If a mashgiah deems that the exacting standards have been met, then off to the four corners of the globe go the rice crackers, canned berries, dehydrated vegetables, frozen fruits, chocolate, tea, cooking oils, pharmaceuticals, dietary supplements, preservatives, garlic, food additives and coloring, and sundry other products. And, lo, it has come to pass that China is now the fastest-growing exporter of kosher goods on earth. And, verily, every party involved—the kosher-certifying agencies, the factory owners, the Chinese government, and the consumer--doth benefit, for I say unto you that the value of the worldwide kosher market has been estimated to be a hundred and sixty-five billion dollars per year.

Some of the inspectors work for the Orthodox Union, the largest kosher-certifying agency in the world.

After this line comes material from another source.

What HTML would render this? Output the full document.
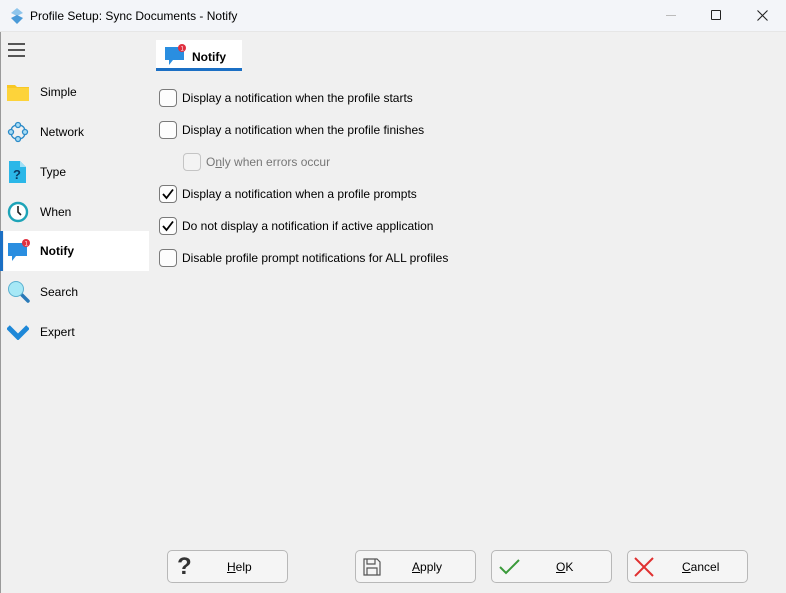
<!DOCTYPE html>
<html><head><style>
*{box-sizing:border-box;margin:0;padding:0}
body{width:786px;height:593px;background:#f0f0f0;font-family:"Liberation Sans",sans-serif;font-size:12px;color:#000;position:relative;overflow:hidden}
.title{position:absolute;left:0;top:0;width:786px;height:32px;background:#f3f5f9;border-bottom:1px solid #e6e6e6}
.abs{position:absolute}
.nav{position:absolute;left:0;width:149px;height:40px;display:flex;align-items:center}
.nav span{position:absolute;left:40px;top:13px}
.sel{background:#fff}
.cb{position:absolute;left:159px;width:18px;height:18px;border:1px solid #7a7a7a;border-radius:4px;background:#fdfdfd}
.lbl{position:absolute;left:182px}
.btn{position:absolute;top:550px;height:33px;border:1px solid #b8b8b8;border-radius:5px;background:#f5f5f5;font-size:12px}
.btn span{position:absolute;top:9px}
</style></head><body>
<div class="title">
 <svg class="abs" style="left:9px;top:7px" width="16" height="18" viewBox="0 0 16 18"><path d="M8 1 L14 6 L8 9 L2 6Z" fill="#8ec5ec"/><path d="M2 11 L8 8 L14 11 L8 17Z" fill="#4a9ad8"/></svg>
 <div class="abs" style="left:30px;top:9px;font-size:12px">Profile Setup: Sync Documents - Notify</div>
 <div class="abs" style="left:666px;top:15px;width:10px;height:1px;background:#bbb"></div>
 <div class="abs" style="left:711px;top:10px;width:10px;height:10px;border:1px solid #222;border-radius:1px"></div>
 <svg class="abs" style="left:757px;top:10px" width="11" height="11"><path d="M0.5 0.5L10.5 10.5M10.5 0.5L0.5 10.5" stroke="#222" stroke-width="1.1"/></svg>
</div>
<div class="abs" style="left:0;top:32px;width:1px;height:561px;background:#9a9a9a"></div>
<div class="abs" style="left:8px;top:43px;width:17px;height:2px;background:#555"></div>
<div class="abs" style="left:8px;top:49px;width:17px;height:2px;background:#555"></div>
<div class="abs" style="left:8px;top:55px;width:17px;height:2px;background:#555"></div>

<div class="nav" style="top:72px"><svg class="abs" style="left:7px" width="22" height="18"><path d="M0 2h8l2 2h12v14H0z" fill="#f8c824"/><path d="M0 5h22v13H0z" fill="#fdd33a"/></svg><span>Simple</span></div>
<div class="nav" style="top:112px"><svg class="abs" style="left:7px" width="22" height="22" viewBox="0 0 22 22" fill="#a9ddf5" stroke="#2a8ac8" stroke-width="1.3"><path d="M11 4 Q18 4 18 11 Q18 18 11 18 Q4 18 4 11 Q4 4 11 4" fill="none"/><circle cx="11" cy="4" r="2.5"/><circle cx="4" cy="11" r="2.5"/><circle cx="18" cy="11" r="2.5"/><circle cx="11" cy="18" r="2.5"/></svg><span>Network</span></div>
<div class="nav" style="top:152px"><svg class="abs" style="left:9px" width="17" height="22"><path d="M0 0h11l6 6v16H0z" fill="#2bb7e8"/><path d="M11 0v6h6" fill="#9fe0f7"/><text x="4" y="18" font-family="Liberation Sans" font-weight="bold" font-size="13" fill="#0a3c66">?</text></svg><span>Type</span></div>
<div class="nav" style="top:192px"><svg class="abs" style="left:7px" width="22" height="22"><circle cx="11" cy="11" r="9" fill="#fff" stroke="#1ea4b8" stroke-width="2.4"/><path d="M11 5v6l3 3" stroke="#222" stroke-width="1.6" fill="none"/></svg><span>When</span></div>
<div class="nav sel" style="top:231px;left:4px;width:145px"><div class="abs" style="left:-4px;top:0;width:3px;height:40px;background:#1b6fc4"></div><svg class="abs" style="left:3px;top:8px" width="26" height="26"><path d="M1 4h19v13H9l-4 5v-5H1z" fill="#2a8ee0"/><circle cx="19" cy="4" r="4" fill="#e03040"/><text x="17.5" y="6.5" font-size="6" fill="#fff" font-family="Liberation Sans">1</text></svg><span style="left:36px;font-weight:bold">Notify</span></div>
<div class="nav" style="top:272px"><svg class="abs" style="left:7px" width="24" height="24"><path d="M15 15l6 6" stroke="#2a7ab8" stroke-width="3.5" stroke-linecap="round"/><circle cx="9" cy="9" r="7.5" fill="#a6e8f6" stroke="#5ab0d0" stroke-width="1"/></svg><span>Search</span></div>
<div class="nav" style="top:312px"><svg class="abs" style="left:7px" width="22" height="16"><path d="M1 3l10 10 10-10" stroke="#1e88d8" stroke-width="5" fill="none"/></svg><span>Expert</span></div>

<div class="abs" style="left:156px;top:40px;width:86px;height:30px;background:#fff"></div>
<div class="abs" style="left:156px;top:68px;width:86px;height:3px;background:#1b6fc4"></div>
<svg class="abs" style="left:164px;top:43px" width="26" height="26"><path d="M1 4h19v13H9l-4 5v-5H1z" fill="#2a8ee0"/><circle cx="18" cy="5" r="4" fill="#e03040"/><text x="16.5" y="7.5" font-size="6" fill="#fff" font-family="Liberation Sans">1</text></svg>
<div class="abs" style="left:192px;top:50px;font-weight:bold;font-size:12px">Notify</div>

<div class="cb" style="top:89px"></div><div class="lbl" style="top:91px">Display a notification when the profile starts</div>
<div class="cb" style="top:121px"></div><div class="lbl" style="top:123px">Display a notification when the profile finishes</div>
<div class="cb" style="top:153px;left:183px;border-color:#c4c4c4;background:#f3f3f3"></div><div class="lbl" style="top:155px;left:206px;color:#777">O<u>n</u>ly when errors occur</div>
<div class="cb" style="top:185px"><svg width="16" height="16"><path d="M3 8l3.5 4L13 3.5" stroke="#000" stroke-width="1.8" fill="none"/></svg></div><div class="lbl" style="top:187px">Display a notification when a profile prompts</div>
<div class="cb" style="top:217px"><svg width="16" height="16"><path d="M3 8l3.5 4L13 3.5" stroke="#000" stroke-width="1.8" fill="none"/></svg></div><div class="lbl" style="top:219px">Do not display a notification if active application</div>
<div class="cb" style="top:249px"></div><div class="lbl" style="top:251px">Disable profile prompt notifications for ALL profiles</div>

<div class="btn" style="left:167px;width:121px"><div class="abs" style="left:9px;top:2px;font-size:24px;font-weight:bold;color:#333">?</div><span style="left:59px"><u>H</u>elp</span></div>
<div class="btn" style="left:355px;width:121px"><svg class="abs" style="left:7px;top:7px" width="18" height="18"><path d="M1 1h13l3 3v13H1z M4 1v5h8V1 M4 17v-7h10v7" fill="none" stroke="#555" stroke-width="1.2"/></svg><span style="left:56px"><u>A</u>pply</span></div>
<div class="btn" style="left:491px;width:121px"><svg class="abs" style="left:7px;top:8px" width="22" height="16"><path d="M1 8l6 6L20 1" stroke="#3a9a3a" stroke-width="2" fill="none"/></svg><span style="left:64px"><u>O</u>K</span></div>
<div class="btn" style="left:627px;width:121px"><svg class="abs" style="left:6px;top:6px" width="20" height="20"><path d="M1 1l18 18M19 1L1 19" stroke="#e03030" stroke-width="2"/></svg><span style="left:54px"><u>C</u>ancel</span></div>
</body></html>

If you look carefully, you can see the little "O" with a "U" inside that is printed on every container of Haagen-Dazs ice cream and five hundred thousand other products. That is the Orthodox Union's hechsher (seal of approval). The first product to receive it was Heinz vegetarian beans, in 1923.

There is an abundance of earnest rabbinical discussion about what is permissible under kashruth: Is it O.K. to use toothpaste that does not have a hechsher? What is the kosher status of water buffalo? Can dishwashers be made usable for Passover by changing the racks? Despite such issues, the basic rules, as laid down in the Torah, are (arguably) straightforward. They include proscriptions against eating meat and dairy at the same meal, consuming bug-infested fruit or vegetables (though there are those who give grasshoppers and crickets a pass), and partaking of the flesh from a beast of the earth unless it has cloven hooves and chews its cud. Were these laws designed to keep Jews (a) healthy, (b) holy, (c) isolated, (d) fat, or (e) all of the above? Savants have opined at great length about these matters, and they agree on only one thing: the answer is not (e).

This business of certification is a mostly twentieth-century phenomenon. In the old days, we did not need anyone to tell us if our chicken was kosher, because we slaughtered it ourselves. We made sure that, as Deuteronomy more or less instructs, our supper was done in by a knife that had no nicks, with a quick, deep stroke across the throat which severed the carotid arteries, jugular veins, vagus nerve, trachea, and esophagus, at a point no higher than the epiglottis and no lower than where the cilia begin on the trachea. After that, we made sure that all its blood was drained within seventy-two hours.

That all seems quite straightforward but not something one wants to do every day. Nowadays, though, we can just look out for the little U in a circle and know that it's been done for us.